The Climate and Development Lab at IBES, which is a student-faculty think tank that informs climate change policy, tasks students with researching pressing climate issues and guides them in developing new policies. Students then present their ideas to policymakers, journalists and experts in an annual trip to Washington.

Students are leading the way in climate communications and engaging with the community in other ways, too. “Possibly,” a weekly podcast exploring practical climate topics, is largely researched, written and reported by a team of undergraduate students. It airs weekly on The Public’s Radio and other National Public Radio affiliates. Launched in 2017 by Porder, who is Brown’s associate provost for sustainability, and producer Megan Hall, many episodes leverage the expertise of Brown faculty and students, such as a recent episode that explored using gym equipment to make electricity.

Celebrating 10 Years of IBES

 

Founded in 2014, IBES accelerates solutions to the most complex climate and sustainability challenges.

In Environmental Studies 0110, a foundational IBES course, students apply their coursework to real-world projects. As part of the hands-on lab class, undergraduates work with local and national community partners on issues where humans and the environment intersect.

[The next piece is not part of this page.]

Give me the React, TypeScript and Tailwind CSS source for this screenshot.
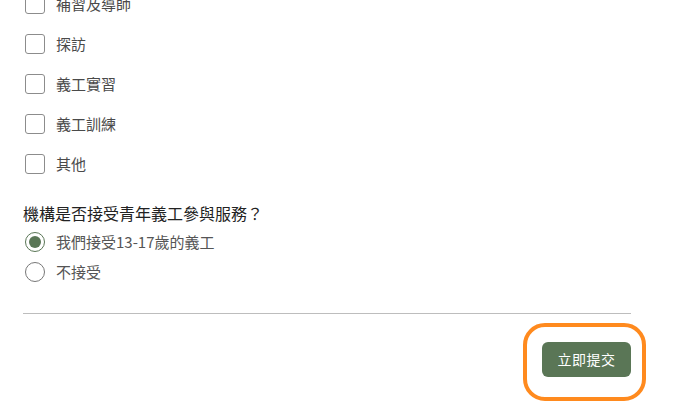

Projects have included assessing forest management strategies, producing public outreach campaigns on utility shut-offs and conducting public health analyses on flood-prone neighborhoods.

“Students involved in engaged classes and research at IBES gain real-world experiences that not only allow them an opportunity to explore various career fields and interests, but also to help solve environmental problems with obstacles and setbacks they may not find in a classroom setting alone,” said Dawn King, a senior lecturer at IBES and director of undergraduate studies. “I've seen many students empowered through this work and use that experience to help shape their future.”

After earning a Brown degree with a concentration in environmental studies or environmental science, both housed within IBES, many alumni who advance into climate and sustainability-focused careers share that sentiment, attributing the foundation of their success to the world-class courses, research experiences and mindset they gained while at the institute.

“The primary lesson I learned while at IBES is the importance of collaboration to broaden my perspective before landing on a solution,” said Allie Reilly, a Class of 2015 graduate who concentrated in environmental studies and has held positions in the U.S. Department of Energy and other organizations. “There are so many ways of knowing any one challenge. For example, climate change can be viewed in myriad ways — a scientific problem, a political problem, a social problem, a behavioral problem, etc. Due to this complexity, there's always a need for many perspectives to help define the problem and, in turn, define solutions.”

A blueprint for the next decade

The early accomplishments of IBES leaders and scholars reflect a vision designed to build on existing Brown strengths in teaching and research on the environment. That work, over decades, laid the foundation for the collaborative approach to scholarship that IBES continues to champion today, said Lynch.

“The thought was that we could build this critical mass,” Lynch said. “Launching the institute created a really rich and energetic environment for people to think creatively about their research, their teaching and how that intersected with the environment.”

After 10 years of rapid growth, the momentum continues to build. As IBES leaders look toward the future, they are setting the stage for an expanding impact over the next decade by focusing on key strategic goals. Those include strengthening partnerships with public and private sectors to boost the impact of IBES research; broadening curricular offerings — such as its new program in sustainable investing and finance — to engage more students across the University; and focusing on environmental issues both close to home and worldwide like coastal protection, ocean economies and the impact of environmental change on public health.

 “The urgency of this moment cannot be overstated,” Cobb said. “IBES is finding a new gear to drive solutions in our backyard and around the world that will have impacts today and for decades to come.”